We have cooperated in the past. In both world wars, Americans and Russians fought on separate fronts against a common enemy. Near the city of Murmansk, sons of our own nation are buried, heroes who died of wounds sustained on the treacherous North Atlantic and North Sea convoys that carried to Russia the indispensable tools of survival and victory. While it would be naive to think a single summit can establish a permanent peace, this conference can begin a dialog for peace. So, we look to the future with optimism, and we go to Geneva with confidence.
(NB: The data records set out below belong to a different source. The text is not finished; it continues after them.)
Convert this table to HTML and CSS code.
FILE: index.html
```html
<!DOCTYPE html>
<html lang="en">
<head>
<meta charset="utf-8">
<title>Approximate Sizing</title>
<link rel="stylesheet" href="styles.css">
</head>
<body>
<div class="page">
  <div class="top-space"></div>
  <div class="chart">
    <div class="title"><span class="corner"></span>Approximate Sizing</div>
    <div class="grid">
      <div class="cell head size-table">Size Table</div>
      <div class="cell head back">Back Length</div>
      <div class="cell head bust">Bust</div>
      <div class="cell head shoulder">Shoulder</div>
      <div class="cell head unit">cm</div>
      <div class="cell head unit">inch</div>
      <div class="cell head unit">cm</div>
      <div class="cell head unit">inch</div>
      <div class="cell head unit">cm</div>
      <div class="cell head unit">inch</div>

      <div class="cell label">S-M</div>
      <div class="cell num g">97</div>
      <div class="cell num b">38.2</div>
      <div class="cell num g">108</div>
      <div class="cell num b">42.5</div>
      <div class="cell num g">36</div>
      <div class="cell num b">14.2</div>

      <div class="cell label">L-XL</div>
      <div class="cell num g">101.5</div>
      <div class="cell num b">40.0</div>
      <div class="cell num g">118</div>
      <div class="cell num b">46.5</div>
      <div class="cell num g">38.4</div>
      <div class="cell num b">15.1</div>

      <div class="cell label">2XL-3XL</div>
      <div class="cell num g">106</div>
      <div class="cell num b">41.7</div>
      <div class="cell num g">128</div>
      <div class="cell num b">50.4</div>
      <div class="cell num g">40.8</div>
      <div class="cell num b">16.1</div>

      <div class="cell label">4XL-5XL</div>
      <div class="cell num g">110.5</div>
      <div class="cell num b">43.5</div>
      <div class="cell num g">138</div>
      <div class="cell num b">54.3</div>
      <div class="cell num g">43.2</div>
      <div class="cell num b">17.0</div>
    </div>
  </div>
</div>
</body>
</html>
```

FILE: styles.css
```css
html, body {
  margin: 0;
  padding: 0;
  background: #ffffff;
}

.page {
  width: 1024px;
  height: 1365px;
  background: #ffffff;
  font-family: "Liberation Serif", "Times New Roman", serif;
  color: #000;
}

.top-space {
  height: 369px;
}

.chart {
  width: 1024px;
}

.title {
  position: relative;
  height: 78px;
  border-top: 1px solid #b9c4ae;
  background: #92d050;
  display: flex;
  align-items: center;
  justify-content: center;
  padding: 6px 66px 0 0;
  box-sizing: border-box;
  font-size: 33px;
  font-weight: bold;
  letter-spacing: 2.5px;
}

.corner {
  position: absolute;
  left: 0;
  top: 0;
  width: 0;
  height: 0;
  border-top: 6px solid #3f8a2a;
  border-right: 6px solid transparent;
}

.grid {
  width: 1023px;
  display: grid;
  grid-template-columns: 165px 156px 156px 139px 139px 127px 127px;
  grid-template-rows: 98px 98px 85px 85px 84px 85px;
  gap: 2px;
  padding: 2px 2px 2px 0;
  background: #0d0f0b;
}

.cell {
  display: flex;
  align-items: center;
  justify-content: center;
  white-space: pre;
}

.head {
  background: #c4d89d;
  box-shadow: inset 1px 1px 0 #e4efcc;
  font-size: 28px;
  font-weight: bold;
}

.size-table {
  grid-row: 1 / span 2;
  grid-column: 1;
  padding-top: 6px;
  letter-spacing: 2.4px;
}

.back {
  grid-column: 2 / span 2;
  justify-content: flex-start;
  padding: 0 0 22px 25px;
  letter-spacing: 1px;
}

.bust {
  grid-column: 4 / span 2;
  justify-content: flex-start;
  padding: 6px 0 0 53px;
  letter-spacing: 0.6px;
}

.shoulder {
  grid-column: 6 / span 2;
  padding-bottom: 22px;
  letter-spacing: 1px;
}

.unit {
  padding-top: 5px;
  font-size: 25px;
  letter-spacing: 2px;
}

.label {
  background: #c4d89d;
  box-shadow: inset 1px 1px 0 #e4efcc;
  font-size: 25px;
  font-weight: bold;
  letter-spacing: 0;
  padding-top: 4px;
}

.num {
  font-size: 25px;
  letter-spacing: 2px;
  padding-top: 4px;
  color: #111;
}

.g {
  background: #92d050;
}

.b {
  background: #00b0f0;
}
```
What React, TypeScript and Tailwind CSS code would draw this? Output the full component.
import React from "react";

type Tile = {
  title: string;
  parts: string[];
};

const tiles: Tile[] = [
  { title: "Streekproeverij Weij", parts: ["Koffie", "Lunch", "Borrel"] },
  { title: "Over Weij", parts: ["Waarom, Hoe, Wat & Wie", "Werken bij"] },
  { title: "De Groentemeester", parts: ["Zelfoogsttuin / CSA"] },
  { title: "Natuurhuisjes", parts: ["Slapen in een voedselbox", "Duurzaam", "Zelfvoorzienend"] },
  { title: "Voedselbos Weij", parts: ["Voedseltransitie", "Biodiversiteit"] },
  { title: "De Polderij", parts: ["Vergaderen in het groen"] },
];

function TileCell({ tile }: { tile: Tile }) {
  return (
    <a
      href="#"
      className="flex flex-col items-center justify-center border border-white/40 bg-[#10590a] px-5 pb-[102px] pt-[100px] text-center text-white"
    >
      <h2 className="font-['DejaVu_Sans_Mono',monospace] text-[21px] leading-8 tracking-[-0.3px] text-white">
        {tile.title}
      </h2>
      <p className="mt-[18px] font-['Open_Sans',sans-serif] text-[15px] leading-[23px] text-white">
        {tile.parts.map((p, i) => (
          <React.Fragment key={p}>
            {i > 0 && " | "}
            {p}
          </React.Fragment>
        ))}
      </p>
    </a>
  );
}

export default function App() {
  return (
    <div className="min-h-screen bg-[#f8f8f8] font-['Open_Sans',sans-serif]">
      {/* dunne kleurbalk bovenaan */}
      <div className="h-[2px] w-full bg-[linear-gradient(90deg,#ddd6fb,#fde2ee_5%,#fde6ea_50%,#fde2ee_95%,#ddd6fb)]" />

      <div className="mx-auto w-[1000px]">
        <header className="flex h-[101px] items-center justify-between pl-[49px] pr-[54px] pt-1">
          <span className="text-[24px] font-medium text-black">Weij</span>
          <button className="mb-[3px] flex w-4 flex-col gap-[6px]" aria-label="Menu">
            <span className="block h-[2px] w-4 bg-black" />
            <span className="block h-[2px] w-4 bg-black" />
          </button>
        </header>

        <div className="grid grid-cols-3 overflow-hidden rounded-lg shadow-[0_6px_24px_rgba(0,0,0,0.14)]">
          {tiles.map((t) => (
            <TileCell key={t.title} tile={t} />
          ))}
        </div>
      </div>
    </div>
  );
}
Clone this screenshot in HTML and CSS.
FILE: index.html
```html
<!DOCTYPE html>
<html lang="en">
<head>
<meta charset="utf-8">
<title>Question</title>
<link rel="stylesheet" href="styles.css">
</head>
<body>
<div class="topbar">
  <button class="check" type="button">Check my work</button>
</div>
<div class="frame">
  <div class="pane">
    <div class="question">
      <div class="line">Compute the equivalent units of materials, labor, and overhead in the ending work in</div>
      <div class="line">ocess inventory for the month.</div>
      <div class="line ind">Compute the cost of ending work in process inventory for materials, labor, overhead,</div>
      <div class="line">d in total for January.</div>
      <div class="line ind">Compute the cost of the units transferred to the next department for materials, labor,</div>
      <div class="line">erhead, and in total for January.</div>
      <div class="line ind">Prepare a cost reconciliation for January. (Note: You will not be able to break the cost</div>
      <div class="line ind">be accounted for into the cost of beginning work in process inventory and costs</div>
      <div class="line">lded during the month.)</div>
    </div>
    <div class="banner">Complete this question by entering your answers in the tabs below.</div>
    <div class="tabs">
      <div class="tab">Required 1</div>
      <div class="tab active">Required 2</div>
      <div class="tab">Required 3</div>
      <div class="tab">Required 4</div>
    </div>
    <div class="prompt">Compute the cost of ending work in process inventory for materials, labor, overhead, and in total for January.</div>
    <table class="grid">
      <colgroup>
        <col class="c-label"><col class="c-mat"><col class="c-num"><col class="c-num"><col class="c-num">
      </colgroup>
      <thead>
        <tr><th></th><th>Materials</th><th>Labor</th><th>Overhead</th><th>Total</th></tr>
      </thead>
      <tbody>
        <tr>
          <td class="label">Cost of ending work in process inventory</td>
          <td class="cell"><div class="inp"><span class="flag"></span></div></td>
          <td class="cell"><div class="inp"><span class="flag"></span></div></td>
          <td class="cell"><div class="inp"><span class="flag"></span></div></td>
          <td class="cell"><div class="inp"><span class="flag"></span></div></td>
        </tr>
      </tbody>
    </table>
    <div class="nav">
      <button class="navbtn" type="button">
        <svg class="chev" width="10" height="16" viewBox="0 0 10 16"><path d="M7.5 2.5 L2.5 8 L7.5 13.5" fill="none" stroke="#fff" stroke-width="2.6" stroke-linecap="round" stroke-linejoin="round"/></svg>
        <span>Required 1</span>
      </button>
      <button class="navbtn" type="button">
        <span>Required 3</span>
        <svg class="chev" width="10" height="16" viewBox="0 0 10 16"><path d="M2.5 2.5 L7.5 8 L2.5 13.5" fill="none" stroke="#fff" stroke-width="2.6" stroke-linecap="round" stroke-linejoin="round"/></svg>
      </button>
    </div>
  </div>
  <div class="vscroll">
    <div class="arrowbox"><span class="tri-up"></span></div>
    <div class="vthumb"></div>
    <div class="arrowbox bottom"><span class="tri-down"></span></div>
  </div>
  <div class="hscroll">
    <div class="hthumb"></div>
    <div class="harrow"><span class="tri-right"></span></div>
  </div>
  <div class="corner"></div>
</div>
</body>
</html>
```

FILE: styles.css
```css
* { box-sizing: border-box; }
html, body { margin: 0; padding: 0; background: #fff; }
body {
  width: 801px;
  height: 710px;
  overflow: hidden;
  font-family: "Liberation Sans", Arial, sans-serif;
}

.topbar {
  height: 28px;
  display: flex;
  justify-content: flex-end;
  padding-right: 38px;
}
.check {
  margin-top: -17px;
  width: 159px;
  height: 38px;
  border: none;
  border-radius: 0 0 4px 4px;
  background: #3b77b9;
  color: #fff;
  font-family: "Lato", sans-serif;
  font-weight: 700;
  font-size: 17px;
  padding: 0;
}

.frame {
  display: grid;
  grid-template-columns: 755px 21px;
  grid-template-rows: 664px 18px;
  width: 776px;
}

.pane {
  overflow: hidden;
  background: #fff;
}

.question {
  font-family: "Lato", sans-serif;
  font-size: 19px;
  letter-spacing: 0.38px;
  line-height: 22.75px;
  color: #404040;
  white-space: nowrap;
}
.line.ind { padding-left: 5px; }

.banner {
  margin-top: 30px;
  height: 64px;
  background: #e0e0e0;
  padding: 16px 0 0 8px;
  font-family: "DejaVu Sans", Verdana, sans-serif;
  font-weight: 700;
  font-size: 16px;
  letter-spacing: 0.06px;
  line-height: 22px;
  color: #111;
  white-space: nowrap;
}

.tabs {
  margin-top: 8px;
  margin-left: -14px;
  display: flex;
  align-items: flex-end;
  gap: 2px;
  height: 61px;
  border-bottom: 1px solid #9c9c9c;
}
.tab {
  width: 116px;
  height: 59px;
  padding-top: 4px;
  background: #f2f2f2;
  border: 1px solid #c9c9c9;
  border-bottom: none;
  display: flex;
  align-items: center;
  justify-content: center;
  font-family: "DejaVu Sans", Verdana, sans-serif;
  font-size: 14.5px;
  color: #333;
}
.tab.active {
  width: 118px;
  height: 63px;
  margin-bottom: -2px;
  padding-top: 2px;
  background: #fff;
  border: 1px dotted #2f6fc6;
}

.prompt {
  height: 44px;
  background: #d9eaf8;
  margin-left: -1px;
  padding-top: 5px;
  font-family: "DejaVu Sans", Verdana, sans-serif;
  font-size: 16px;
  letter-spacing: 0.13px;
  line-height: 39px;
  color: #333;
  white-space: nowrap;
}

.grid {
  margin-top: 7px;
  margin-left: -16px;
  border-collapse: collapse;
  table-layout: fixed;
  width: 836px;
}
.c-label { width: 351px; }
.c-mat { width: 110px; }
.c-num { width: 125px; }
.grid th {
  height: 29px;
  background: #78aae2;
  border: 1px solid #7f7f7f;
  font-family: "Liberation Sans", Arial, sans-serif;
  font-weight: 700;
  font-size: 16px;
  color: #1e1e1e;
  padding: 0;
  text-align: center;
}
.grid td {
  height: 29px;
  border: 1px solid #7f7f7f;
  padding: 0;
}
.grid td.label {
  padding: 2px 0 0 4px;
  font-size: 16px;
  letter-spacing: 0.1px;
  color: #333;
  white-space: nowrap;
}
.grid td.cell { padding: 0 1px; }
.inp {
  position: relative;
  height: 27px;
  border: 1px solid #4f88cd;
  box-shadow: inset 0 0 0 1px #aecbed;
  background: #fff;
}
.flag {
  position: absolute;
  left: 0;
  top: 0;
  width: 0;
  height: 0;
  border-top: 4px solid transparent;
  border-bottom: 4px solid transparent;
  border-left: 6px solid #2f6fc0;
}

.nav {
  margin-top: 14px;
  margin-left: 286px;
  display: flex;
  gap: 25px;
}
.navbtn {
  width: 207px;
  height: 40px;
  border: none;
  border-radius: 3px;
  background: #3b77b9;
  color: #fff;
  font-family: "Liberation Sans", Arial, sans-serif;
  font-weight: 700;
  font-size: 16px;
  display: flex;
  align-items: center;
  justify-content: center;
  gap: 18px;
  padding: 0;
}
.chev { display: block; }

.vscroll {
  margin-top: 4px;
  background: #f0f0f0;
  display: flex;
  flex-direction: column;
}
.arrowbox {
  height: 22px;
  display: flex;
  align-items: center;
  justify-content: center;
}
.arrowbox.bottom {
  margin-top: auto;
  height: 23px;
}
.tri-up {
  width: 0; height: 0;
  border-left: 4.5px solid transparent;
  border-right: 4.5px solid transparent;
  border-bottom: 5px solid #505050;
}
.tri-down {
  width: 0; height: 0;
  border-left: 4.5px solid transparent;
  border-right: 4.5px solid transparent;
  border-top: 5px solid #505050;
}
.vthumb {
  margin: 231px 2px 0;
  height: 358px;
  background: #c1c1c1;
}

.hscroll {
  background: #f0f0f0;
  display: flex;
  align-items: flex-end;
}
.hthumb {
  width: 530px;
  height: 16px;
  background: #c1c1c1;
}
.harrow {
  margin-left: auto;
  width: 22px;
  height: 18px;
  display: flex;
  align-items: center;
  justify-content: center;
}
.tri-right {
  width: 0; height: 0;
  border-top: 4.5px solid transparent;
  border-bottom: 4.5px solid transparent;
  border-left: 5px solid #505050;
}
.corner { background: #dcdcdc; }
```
Both Nancy and I are grateful for the chance you've given us to serve this nation and the trust you've placed in us. I know how deep the hope of peace is in her heart, as it is in the heart of every American and Russian mother. I received a letter and picture from one such mother in Louisiana recently. She wrote, "Mr. President, how could anyone be more blessed than I? These children you see are mine, granted to me by the Lord for a short time. When you go to Geneva, please remember these faces, remember the faces of my children—of Jonathan, my son, and of my twins, Lara and Jessica. Their future depends on your actions. I will pray for guidance for you and the Soviet leaders." Her words, "my children," read like a cry of love. And I could only think how that cry has echoed down through the centuries, a cry for all the children of the world, for peace, for love of fellow man. Here is the central truth of our time, of any time, a truth to which I've tried to bear witness in this office.
When I first accepted the nomination of my party, I asked you, the American people, to join with me in prayer for our nation and the world. Six days ago in the Cabinet Room, religious leaders—Ukrainian and Greek Orthodox bishops, Catholic church representatives, including a Lithuanian bishop, Protestant pastors, a Mormon elder, and Jewish rabbis—made me a similar request. Well, tonight I'm honoring that request. I'm asking you, my fellow Americans, to pray for God's grace and His guidance for all of us at Geneva, so that the cause of true peace among men will be advanced and all of humanity thereby served. Good night, and God bless you.